» EXERCISE DIRECTIONS:
Transcribe every line exactly. Leave the pictures behind.

» GIVEN DATA:
****************************************

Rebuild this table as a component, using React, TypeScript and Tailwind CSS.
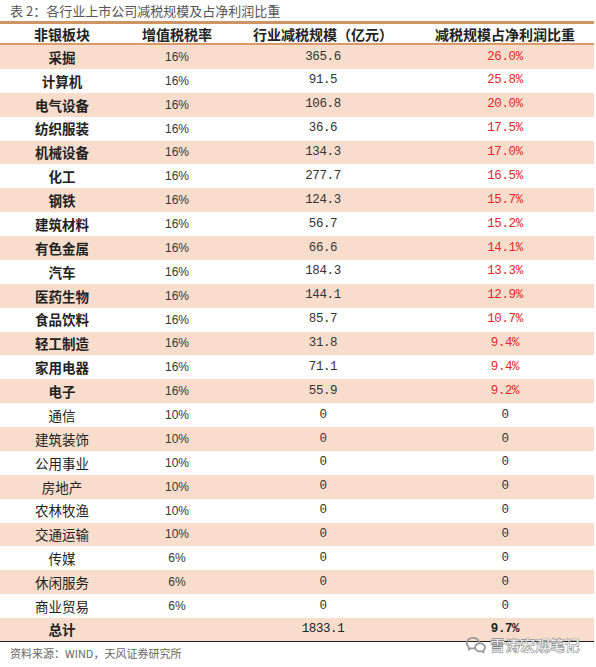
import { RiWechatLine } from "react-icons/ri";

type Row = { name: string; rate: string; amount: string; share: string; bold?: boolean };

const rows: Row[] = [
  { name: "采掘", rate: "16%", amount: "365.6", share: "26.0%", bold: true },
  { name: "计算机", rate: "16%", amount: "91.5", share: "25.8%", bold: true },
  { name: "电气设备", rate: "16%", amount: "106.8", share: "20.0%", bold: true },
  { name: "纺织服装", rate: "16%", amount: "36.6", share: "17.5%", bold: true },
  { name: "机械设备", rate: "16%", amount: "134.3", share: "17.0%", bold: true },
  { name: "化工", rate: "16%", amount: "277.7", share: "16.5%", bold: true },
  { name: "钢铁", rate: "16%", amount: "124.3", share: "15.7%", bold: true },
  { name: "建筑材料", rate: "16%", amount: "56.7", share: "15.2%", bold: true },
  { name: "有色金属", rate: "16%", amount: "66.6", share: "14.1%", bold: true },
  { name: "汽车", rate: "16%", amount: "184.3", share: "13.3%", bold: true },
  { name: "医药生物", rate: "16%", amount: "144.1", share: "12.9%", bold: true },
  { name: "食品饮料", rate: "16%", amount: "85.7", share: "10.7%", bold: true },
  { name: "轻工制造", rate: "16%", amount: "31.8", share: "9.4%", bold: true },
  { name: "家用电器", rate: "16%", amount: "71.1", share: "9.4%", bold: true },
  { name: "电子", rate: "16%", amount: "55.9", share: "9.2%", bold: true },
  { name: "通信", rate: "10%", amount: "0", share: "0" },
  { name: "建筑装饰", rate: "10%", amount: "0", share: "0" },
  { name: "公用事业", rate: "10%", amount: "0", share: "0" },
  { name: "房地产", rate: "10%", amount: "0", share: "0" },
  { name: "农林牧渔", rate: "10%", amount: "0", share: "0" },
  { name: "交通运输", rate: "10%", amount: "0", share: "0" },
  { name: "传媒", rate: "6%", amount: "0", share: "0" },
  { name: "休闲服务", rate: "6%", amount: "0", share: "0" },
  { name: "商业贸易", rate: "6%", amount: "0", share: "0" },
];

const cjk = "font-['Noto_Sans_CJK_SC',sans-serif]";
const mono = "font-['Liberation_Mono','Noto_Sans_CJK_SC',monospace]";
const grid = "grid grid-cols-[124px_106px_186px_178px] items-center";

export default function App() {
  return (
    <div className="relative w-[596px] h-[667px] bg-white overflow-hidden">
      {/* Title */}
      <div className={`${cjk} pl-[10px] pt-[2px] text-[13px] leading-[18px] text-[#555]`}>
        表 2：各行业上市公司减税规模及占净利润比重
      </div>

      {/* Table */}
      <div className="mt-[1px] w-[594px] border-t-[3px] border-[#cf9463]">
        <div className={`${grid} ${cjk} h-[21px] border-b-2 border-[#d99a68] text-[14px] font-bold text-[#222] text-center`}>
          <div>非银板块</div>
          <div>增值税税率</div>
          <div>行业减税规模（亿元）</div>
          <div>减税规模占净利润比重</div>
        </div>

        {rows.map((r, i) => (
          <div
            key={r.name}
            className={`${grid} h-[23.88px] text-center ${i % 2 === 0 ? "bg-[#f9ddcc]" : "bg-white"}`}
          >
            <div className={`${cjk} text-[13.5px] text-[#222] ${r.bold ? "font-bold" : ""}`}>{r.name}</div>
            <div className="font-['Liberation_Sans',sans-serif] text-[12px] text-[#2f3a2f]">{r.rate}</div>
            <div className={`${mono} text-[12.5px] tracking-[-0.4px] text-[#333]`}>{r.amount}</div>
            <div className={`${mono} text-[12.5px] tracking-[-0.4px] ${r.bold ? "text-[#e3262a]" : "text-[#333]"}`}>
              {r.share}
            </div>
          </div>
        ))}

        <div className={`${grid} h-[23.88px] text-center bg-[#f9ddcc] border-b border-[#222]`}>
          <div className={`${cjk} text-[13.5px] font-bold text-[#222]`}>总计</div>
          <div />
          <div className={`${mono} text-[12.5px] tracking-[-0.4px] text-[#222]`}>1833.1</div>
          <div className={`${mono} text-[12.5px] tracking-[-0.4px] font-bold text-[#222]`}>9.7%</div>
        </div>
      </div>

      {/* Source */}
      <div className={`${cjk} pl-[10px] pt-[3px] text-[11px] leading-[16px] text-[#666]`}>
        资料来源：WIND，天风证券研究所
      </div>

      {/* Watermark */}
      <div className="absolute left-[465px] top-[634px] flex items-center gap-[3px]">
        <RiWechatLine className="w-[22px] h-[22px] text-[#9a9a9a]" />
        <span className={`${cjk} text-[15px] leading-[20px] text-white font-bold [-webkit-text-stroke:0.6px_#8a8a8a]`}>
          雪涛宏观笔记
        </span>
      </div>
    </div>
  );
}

****************************************

» ANSWER:
Rebuild this table as a component, using React, TypeScript and Tailwind CSS.
import { RiWechatLine } from "react-icons/ri";

type Row = { name: string; rate: string; amount: string; share: string; bold?: boolean };

const rows: Row[] = [
  { name: "采掘", rate: "16%", amount: "365.6", share: "26.0%", bold: true },
  { name: "计算机", rate: "16%", amount: "91.5", share: "25.8%", bold: true },
  { name: "电气设备", rate: "16%", amount: "106.8", share: "20.0%", bold: true },
  { name: "纺织服装", rate: "16%", amount: "36.6", share: "17.5%", bold: true },
  { name: "机械设备", rate: "16%", amount: "134.3", share: "17.0%", bold: true },
  { name: "化工", rate: "16%", amount: "277.7", share: "16.5%", bold: true },
  { name: "钢铁", rate: "16%", amount: "124.3", share: "15.7%", bold: true },
  { name: "建筑材料", rate: "16%", amount: "56.7", share: "15.2%", bold: true },
  { name: "有色金属", rate: "16%", amount: "66.6", share: "14.1%", bold: true },
  { name: "汽车", rate: "16%", amount: "184.3", share: "13.3%", bold: true },
  { name: "医药生物", rate: "16%", amount: "144.1", share: "12.9%", bold: true },
  { name: "食品饮料", rate: "16%", amount: "85.7", share: "10.7%", bold: true },
  { name: "轻工制造", rate: "16%", amount: "31.8", share: "9.4%", bold: true },
  { name: "家用电器", rate: "16%", amount: "71.1", share: "9.4%", bold: true },
  { name: "电子", rate: "16%", amount: "55.9", share: "9.2%", bold: true },
  { name: "通信", rate: "10%", amount: "0", share: "0" },
  { name: "建筑装饰", rate: "10%", amount: "0", share: "0" },
  { name: "公用事业", rate: "10%", amount: "0", share: "0" },
  { name: "房地产", rate: "10%", amount: "0", share: "0" },
  { name: "农林牧渔", rate: "10%", amount: "0", share: "0" },
  { name: "交通运输", rate: "10%", amount: "0", share: "0" },
  { name: "传媒", rate: "6%", amount: "0", share: "0" },
  { name: "休闲服务", rate: "6%", amount: "0", share: "0" },
  { name: "商业贸易", rate: "6%", amount: "0", share: "0" },
];

const cjk = "font-['Noto_Sans_CJK_SC',sans-serif]";
const mono = "font-['Liberation_Mono','Noto_Sans_CJK_SC',monospace]";
const grid = "grid grid-cols-[124px_106px_186px_178px] items-center";

export default function App() {
  return (
    <div className="relative w-[596px] h-[667px] bg-white overflow-hidden">
      {/* Title */}
      <div className={`${cjk} pl-[10px] pt-[2px] text-[13px] leading-[18px] text-[#555]`}>
        表 2：各行业上市公司减税规模及占净利润比重
      </div>

      {/* Table */}
      <div className="mt-[1px] w-[594px] border-t-[3px] border-[#cf9463]">
        <div className={`${grid} ${cjk} h-[21px] border-b-2 border-[#d99a68] text-[14px] font-bold text-[#222] text-center`}>
          <div>非银板块</div>
          <div>增值税税率</div>
          <div>行业减税规模（亿元）</div>
          <div>减税规模占净利润比重</div>
        </div>

        {rows.map((r, i) => (
          <div
            key={r.name}
            className={`${grid} h-[23.88px] text-center ${i % 2 === 0 ? "bg-[#f9ddcc]" : "bg-white"}`}
          >
            <div className={`${cjk} text-[13.5px] text-[#222] ${r.bold ? "font-bold" : ""}`}>{r.name}</div>
            <div className="font-['Liberation_Sans',sans-serif] text-[12px] text-[#2f3a2f]">{r.rate}</div>
            <div className={`${mono} text-[12.5px] tracking-[-0.4px] text-[#333]`}>{r.amount}</div>
            <div className={`${mono} text-[12.5px] tracking-[-0.4px] ${r.bold ? "text-[#e3262a]" : "text-[#333]"}`}>
              {r.share}
            </div>
          </div>
        ))}

        <div className={`${grid} h-[23.88px] text-center bg-[#f9ddcc] border-b border-[#222]`}>
          <div className={`${cjk} text-[13.5px] font-bold text-[#222]`}>总计</div>
          <div />
          <div className={`${mono} text-[12.5px] tracking-[-0.4px] text-[#222]`}>1833.1</div>
          <div className={`${mono} text-[12.5px] tracking-[-0.4px] font-bold text-[#222]`}>9.7%</div>
        </div>
      </div>

      {/* Source */}
      <div className={`${cjk} pl-[10px] pt-[3px] text-[11px] leading-[16px] text-[#666]`}>
        资料来源：WIND，天风证券研究所
      </div>

      {/* Watermark */}
      <div className="absolute left-[465px] top-[634px] flex items-center gap-[3px]">
        <RiWechatLine className="w-[22px] h-[22px] text-[#9a9a9a]" />
        <span className={`${cjk} text-[15px] leading-[20px] text-white font-bold [-webkit-text-stroke:0.6px_#8a8a8a]`}>
          雪涛宏观笔记
        </span>
      </div>
    </div>
  );
}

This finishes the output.